Web page code records
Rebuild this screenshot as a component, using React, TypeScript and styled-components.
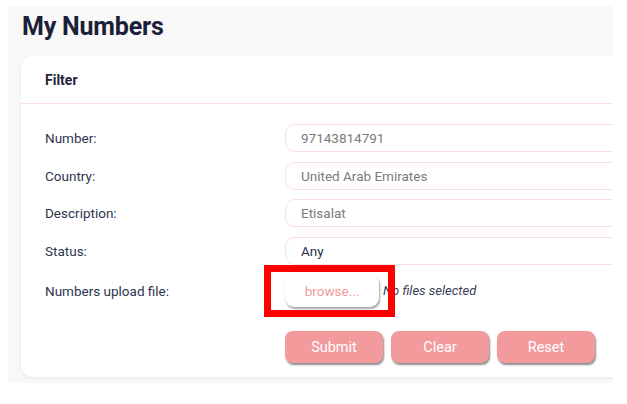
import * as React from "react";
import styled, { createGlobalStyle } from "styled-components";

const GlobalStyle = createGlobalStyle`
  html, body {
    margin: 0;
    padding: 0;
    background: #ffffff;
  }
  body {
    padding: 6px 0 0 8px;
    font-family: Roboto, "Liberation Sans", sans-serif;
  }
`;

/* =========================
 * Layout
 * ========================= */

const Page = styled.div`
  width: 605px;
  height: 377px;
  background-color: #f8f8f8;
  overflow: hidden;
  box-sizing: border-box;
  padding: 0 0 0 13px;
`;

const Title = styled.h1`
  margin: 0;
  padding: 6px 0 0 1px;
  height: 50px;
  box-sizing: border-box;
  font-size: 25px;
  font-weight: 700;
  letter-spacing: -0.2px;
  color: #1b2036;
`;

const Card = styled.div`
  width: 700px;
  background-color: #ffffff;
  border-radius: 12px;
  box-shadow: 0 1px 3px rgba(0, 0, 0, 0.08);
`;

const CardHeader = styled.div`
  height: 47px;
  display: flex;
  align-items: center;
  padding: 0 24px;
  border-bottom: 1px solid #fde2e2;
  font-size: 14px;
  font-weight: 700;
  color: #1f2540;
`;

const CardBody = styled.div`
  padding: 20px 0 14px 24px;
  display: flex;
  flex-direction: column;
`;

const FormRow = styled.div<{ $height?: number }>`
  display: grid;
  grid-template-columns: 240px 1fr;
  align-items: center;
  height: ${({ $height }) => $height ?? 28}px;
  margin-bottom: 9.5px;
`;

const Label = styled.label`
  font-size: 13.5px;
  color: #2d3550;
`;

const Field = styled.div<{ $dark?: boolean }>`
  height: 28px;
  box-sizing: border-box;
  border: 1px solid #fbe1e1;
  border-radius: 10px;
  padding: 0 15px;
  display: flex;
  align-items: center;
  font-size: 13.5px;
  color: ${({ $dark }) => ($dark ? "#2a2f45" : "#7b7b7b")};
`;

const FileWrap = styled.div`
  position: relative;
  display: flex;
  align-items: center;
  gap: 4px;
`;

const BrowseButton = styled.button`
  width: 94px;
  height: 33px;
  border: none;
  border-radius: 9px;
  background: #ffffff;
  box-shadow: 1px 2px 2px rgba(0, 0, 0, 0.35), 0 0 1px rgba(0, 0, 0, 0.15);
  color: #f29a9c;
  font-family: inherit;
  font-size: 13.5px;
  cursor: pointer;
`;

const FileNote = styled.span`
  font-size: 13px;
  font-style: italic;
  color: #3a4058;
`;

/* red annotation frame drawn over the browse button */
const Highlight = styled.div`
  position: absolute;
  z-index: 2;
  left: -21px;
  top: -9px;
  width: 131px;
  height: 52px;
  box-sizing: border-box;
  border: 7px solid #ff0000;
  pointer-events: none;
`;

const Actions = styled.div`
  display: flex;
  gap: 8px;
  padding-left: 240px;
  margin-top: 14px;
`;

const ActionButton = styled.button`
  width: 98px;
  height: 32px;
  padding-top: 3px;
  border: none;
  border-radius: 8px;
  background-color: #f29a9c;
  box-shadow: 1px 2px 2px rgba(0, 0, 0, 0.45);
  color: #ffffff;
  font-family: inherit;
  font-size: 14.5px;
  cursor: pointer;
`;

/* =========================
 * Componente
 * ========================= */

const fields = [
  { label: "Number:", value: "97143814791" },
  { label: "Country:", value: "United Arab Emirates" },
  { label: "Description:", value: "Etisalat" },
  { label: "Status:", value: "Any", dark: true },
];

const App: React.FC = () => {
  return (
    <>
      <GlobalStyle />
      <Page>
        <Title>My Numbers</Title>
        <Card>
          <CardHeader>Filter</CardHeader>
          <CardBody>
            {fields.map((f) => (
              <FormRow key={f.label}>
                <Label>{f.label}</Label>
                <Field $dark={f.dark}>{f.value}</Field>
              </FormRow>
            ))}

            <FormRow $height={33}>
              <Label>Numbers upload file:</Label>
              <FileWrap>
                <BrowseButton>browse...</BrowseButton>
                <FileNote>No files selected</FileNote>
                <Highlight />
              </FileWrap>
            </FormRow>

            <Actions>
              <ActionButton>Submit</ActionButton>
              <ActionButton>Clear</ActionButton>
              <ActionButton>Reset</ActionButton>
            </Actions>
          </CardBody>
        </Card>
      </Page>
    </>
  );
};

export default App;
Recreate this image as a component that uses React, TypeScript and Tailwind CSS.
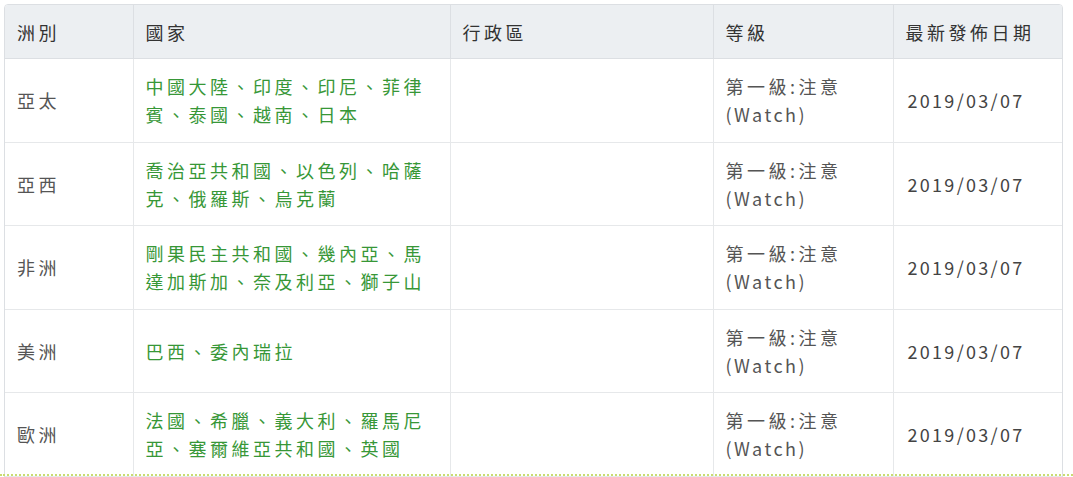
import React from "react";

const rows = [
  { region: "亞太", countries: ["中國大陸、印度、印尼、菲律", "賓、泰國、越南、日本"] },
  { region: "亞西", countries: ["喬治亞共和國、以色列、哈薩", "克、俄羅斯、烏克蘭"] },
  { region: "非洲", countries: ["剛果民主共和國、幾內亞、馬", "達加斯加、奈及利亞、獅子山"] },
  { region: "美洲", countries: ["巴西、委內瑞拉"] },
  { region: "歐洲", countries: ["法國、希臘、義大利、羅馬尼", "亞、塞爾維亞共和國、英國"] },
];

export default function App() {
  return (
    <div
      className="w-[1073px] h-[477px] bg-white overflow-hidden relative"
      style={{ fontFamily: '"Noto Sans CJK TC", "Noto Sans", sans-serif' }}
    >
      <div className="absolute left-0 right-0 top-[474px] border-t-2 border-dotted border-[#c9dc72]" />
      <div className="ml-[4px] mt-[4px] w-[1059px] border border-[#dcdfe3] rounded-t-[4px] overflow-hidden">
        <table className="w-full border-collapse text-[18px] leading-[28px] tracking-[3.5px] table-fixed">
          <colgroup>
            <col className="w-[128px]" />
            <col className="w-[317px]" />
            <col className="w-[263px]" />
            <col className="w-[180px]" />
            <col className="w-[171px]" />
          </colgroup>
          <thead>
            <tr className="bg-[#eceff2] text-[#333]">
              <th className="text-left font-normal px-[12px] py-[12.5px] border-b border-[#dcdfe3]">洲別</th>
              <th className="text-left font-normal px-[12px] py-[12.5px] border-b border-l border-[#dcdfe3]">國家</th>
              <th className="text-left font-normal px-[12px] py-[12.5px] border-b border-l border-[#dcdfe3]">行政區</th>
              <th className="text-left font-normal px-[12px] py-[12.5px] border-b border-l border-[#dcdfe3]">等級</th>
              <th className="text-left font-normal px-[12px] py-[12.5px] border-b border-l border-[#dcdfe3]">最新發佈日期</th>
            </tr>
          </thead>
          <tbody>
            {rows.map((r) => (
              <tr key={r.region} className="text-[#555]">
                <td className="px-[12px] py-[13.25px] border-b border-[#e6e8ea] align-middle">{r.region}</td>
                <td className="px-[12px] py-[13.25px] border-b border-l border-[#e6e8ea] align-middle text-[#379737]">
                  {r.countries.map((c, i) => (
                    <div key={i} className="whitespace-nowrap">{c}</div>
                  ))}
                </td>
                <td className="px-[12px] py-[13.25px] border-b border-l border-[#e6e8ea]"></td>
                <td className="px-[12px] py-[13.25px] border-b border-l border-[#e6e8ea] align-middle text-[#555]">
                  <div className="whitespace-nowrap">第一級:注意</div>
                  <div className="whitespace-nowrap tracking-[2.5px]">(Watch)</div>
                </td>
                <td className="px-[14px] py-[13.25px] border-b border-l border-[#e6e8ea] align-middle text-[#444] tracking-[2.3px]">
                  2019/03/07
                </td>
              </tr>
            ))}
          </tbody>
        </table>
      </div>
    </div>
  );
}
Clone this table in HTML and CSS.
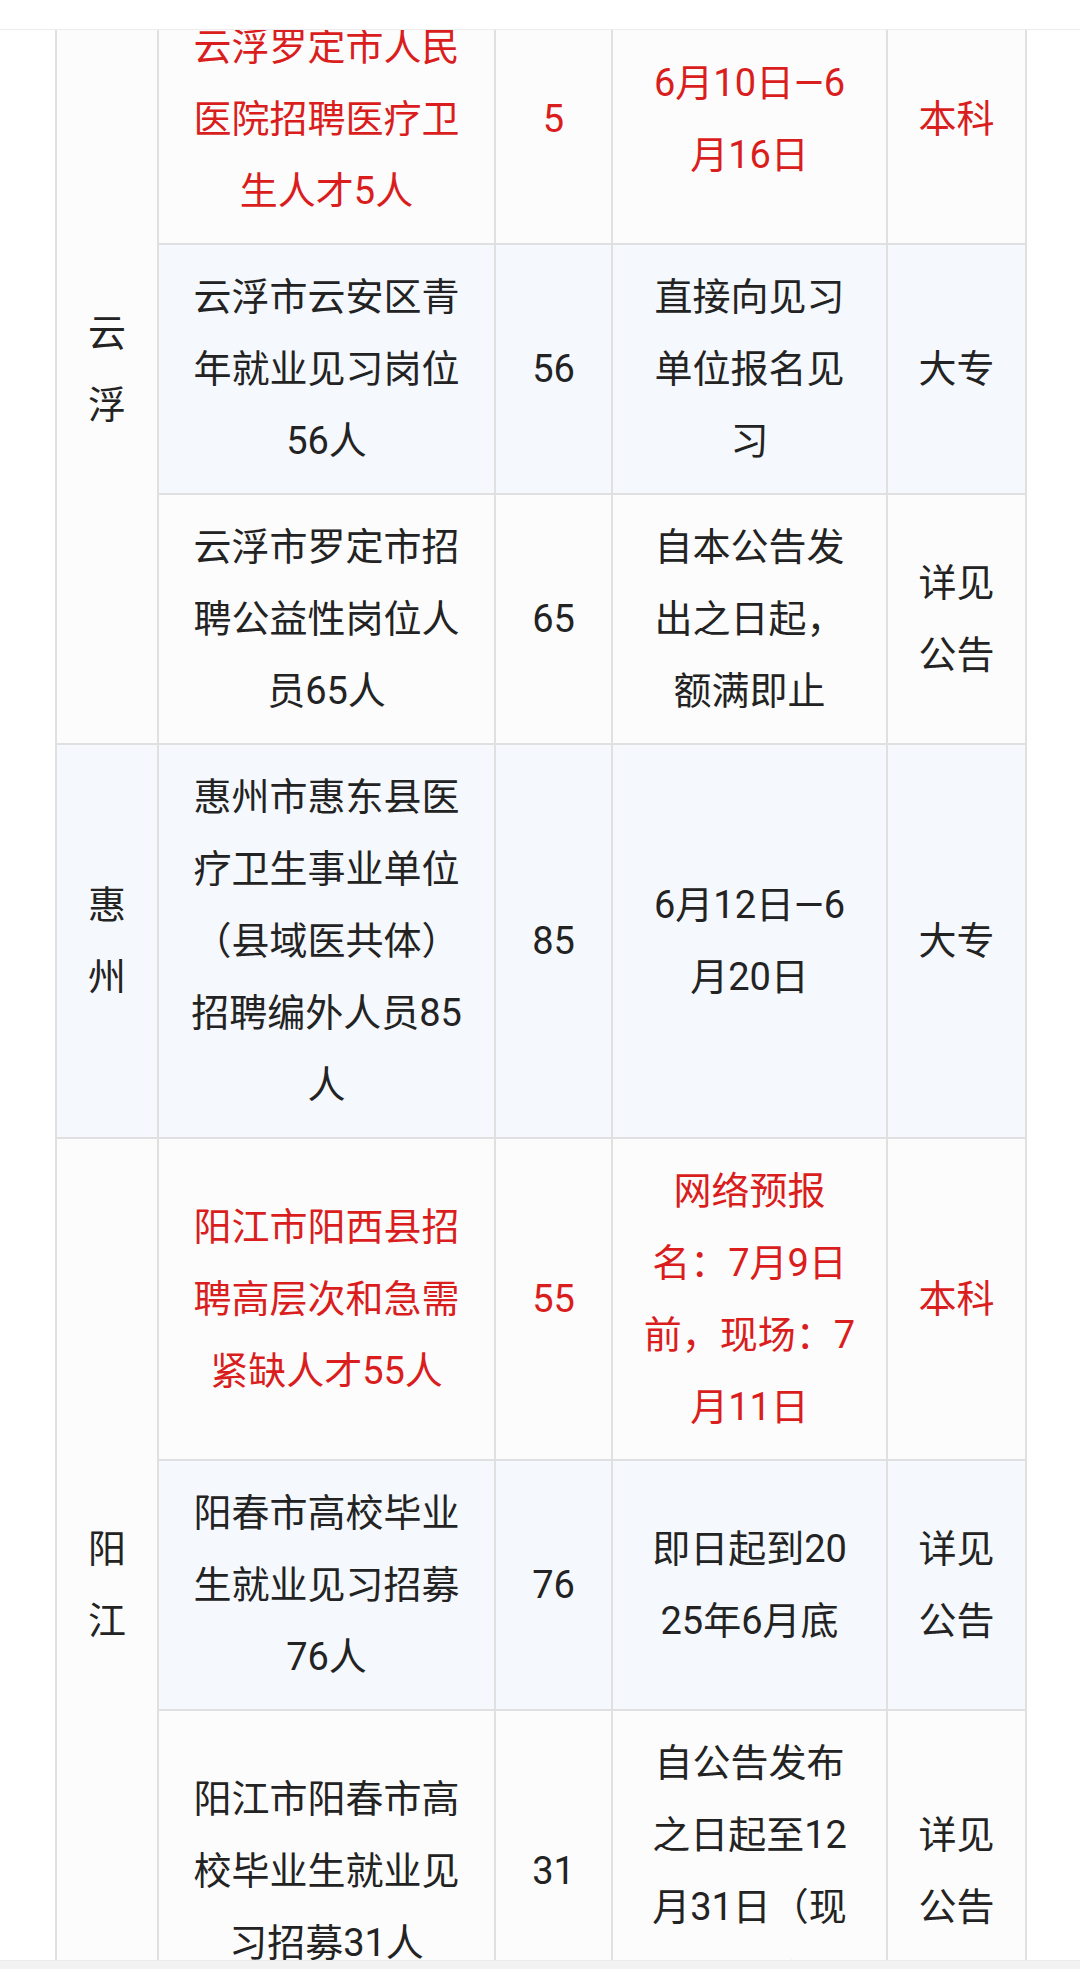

» THE EXERCISE
Write out the records above exactly as they appear, leaving out any pictures.

» REPLY TO THE TASK
Rebuild this screenshot as a component, using React, TypeScript and styled-components.
import * as React from "react";
import styled, { createGlobalStyle } from "styled-components";

const GlobalStyle = createGlobalStyle`
  html, body {
    margin: 0;
    padding: 0;
    background: #ffffff;
  }
  body {
    padding: 6px 0 0 8px;
    font-family: Roboto, "Liberation Sans", sans-serif;
  }
`;

/* =========================
 * Layout
 * ========================= */

const Page = styled.div`
  width: 605px;
  height: 377px;
  background-color: #f8f8f8;
  overflow: hidden;
  box-sizing: border-box;
  padding: 0 0 0 13px;
`;

const Title = styled.h1`
  margin: 0;
  padding: 6px 0 0 1px;
  height: 50px;
  box-sizing: border-box;
  font-size: 25px;
  font-weight: 700;
  letter-spacing: -0.2px;
  color: #1b2036;
`;

const Card = styled.div`
  width: 700px;
  background-color: #ffffff;
  border-radius: 12px;
  box-shadow: 0 1px 3px rgba(0, 0, 0, 0.08);
`;

const CardHeader = styled.div`
  height: 47px;
  display: flex;
  align-items: center;
  padding: 0 24px;
  border-bottom: 1px solid #fde2e2;
  font-size: 14px;
  font-weight: 700;
  color: #1f2540;
`;

const CardBody = styled.div`
  padding: 20px 0 14px 24px;
  display: flex;
  flex-direction: column;
`;

const FormRow = styled.div<{ $height?: number }>`
  display: grid;
  grid-template-columns: 240px 1fr;
  align-items: center;
  height: ${({ $height }) => $height ?? 28}px;
  margin-bottom: 9.5px;
`;

const Label = styled.label`
  font-size: 13.5px;
  color: #2d3550;
`;

const Field = styled.div<{ $dark?: boolean }>`
  height: 28px;
  box-sizing: border-box;
  border: 1px solid #fbe1e1;
  border-radius: 10px;
  padding: 0 15px;
  display: flex;
  align-items: center;
  font-size: 13.5px;
  color: ${({ $dark }) => ($dark ? "#2a2f45" : "#7b7b7b")};
`;

const FileWrap = styled.div`
  position: relative;
  display: flex;
  align-items: center;
  gap: 4px;
`;

const BrowseButton = styled.button`
  width: 94px;
  height: 33px;
  border: none;
  border-radius: 9px;
  background: #ffffff;
  box-shadow: 1px 2px 2px rgba(0, 0, 0, 0.35), 0 0 1px rgba(0, 0, 0, 0.15);
  color: #f29a9c;
  font-family: inherit;
  font-size: 13.5px;
  cursor: pointer;
`;

const FileNote = styled.span`
  font-size: 13px;
  font-style: italic;
  color: #3a4058;
`;

/* red annotation frame drawn over the browse button */
const Highlight = styled.div`
  position: absolute;
  z-index: 2;
  left: -21px;
  top: -9px;
  width: 131px;
  height: 52px;
  box-sizing: border-box;
  border: 7px solid #ff0000;
  pointer-events: none;
`;

const Actions = styled.div`
  display: flex;
  gap: 8px;
  padding-left: 240px;
  margin-top: 14px;
`;

const ActionButton = styled.button`
  width: 98px;
  height: 32px;
  padding-top: 3px;
  border: none;
  border-radius: 8px;
  background-color: #f29a9c;
  box-shadow: 1px 2px 2px rgba(0, 0, 0, 0.45);
  color: #ffffff;
  font-family: inherit;
  font-size: 14.5px;
  cursor: pointer;
`;

/* =========================
 * Componente
 * ========================= */

const fields = [
  { label: "Number:", value: "97143814791" },
  { label: "Country:", value: "United Arab Emirates" },
  { label: "Description:", value: "Etisalat" },
  { label: "Status:", value: "Any", dark: true },
];

const App: React.FC = () => {
  return (
    <>
      <GlobalStyle />
      <Page>
        <Title>My Numbers</Title>
        <Card>
          <CardHeader>Filter</CardHeader>
          <CardBody>
            {fields.map((f) => (
              <FormRow key={f.label}>
                <Label>{f.label}</Label>
                <Field $dark={f.dark}>{f.value}</Field>
              </FormRow>
            ))}

            <FormRow $height={33}>
              <Label>Numbers upload file:</Label>
              <FileWrap>
                <BrowseButton>browse...</BrowseButton>
                <FileNote>No files selected</FileNote>
                <Highlight />
              </FileWrap>
            </FormRow>

            <Actions>
              <ActionButton>Submit</ActionButton>
              <ActionButton>Clear</ActionButton>
              <ActionButton>Reset</ActionButton>
            </Actions>
          </CardBody>
        </Card>
      </Page>
    </>
  );
};

export default App;
Recreate this image as a component that uses React, TypeScript and Tailwind CSS.
import React from "react";

const rows = [
  { region: "亞太", countries: ["中國大陸、印度、印尼、菲律", "賓、泰國、越南、日本"] },
  { region: "亞西", countries: ["喬治亞共和國、以色列、哈薩", "克、俄羅斯、烏克蘭"] },
  { region: "非洲", countries: ["剛果民主共和國、幾內亞、馬", "達加斯加、奈及利亞、獅子山"] },
  { region: "美洲", countries: ["巴西、委內瑞拉"] },
  { region: "歐洲", countries: ["法國、希臘、義大利、羅馬尼", "亞、塞爾維亞共和國、英國"] },
];

export default function App() {
  return (
    <div
      className="w-[1073px] h-[477px] bg-white overflow-hidden relative"
      style={{ fontFamily: '"Noto Sans CJK TC", "Noto Sans", sans-serif' }}
    >
      <div className="absolute left-0 right-0 top-[474px] border-t-2 border-dotted border-[#c9dc72]" />
      <div className="ml-[4px] mt-[4px] w-[1059px] border border-[#dcdfe3] rounded-t-[4px] overflow-hidden">
        <table className="w-full border-collapse text-[18px] leading-[28px] tracking-[3.5px] table-fixed">
          <colgroup>
            <col className="w-[128px]" />
            <col className="w-[317px]" />
            <col className="w-[263px]" />
            <col className="w-[180px]" />
            <col className="w-[171px]" />
          </colgroup>
          <thead>
            <tr className="bg-[#eceff2] text-[#333]">
              <th className="text-left font-normal px-[12px] py-[12.5px] border-b border-[#dcdfe3]">洲別</th>
              <th className="text-left font-normal px-[12px] py-[12.5px] border-b border-l border-[#dcdfe3]">國家</th>
              <th className="text-left font-normal px-[12px] py-[12.5px] border-b border-l border-[#dcdfe3]">行政區</th>
              <th className="text-left font-normal px-[12px] py-[12.5px] border-b border-l border-[#dcdfe3]">等級</th>
              <th className="text-left font-normal px-[12px] py-[12.5px] border-b border-l border-[#dcdfe3]">最新發佈日期</th>
            </tr>
          </thead>
          <tbody>
            {rows.map((r) => (
              <tr key={r.region} className="text-[#555]">
                <td className="px-[12px] py-[13.25px] border-b border-[#e6e8ea] align-middle">{r.region}</td>
                <td className="px-[12px] py-[13.25px] border-b border-l border-[#e6e8ea] align-middle text-[#379737]">
                  {r.countries.map((c, i) => (
                    <div key={i} className="whitespace-nowrap">{c}</div>
                  ))}
                </td>
                <td className="px-[12px] py-[13.25px] border-b border-l border-[#e6e8ea]"></td>
                <td className="px-[12px] py-[13.25px] border-b border-l border-[#e6e8ea] align-middle text-[#555]">
                  <div className="whitespace-nowrap">第一級:注意</div>
                  <div className="whitespace-nowrap tracking-[2.5px]">(Watch)</div>
                </td>
                <td className="px-[14px] py-[13.25px] border-b border-l border-[#e6e8ea] align-middle text-[#444] tracking-[2.3px]">
                  2019/03/07
                </td>
              </tr>
            ))}
          </tbody>
        </table>
      </div>
    </div>
  );
}
Clone this table in HTML and CSS.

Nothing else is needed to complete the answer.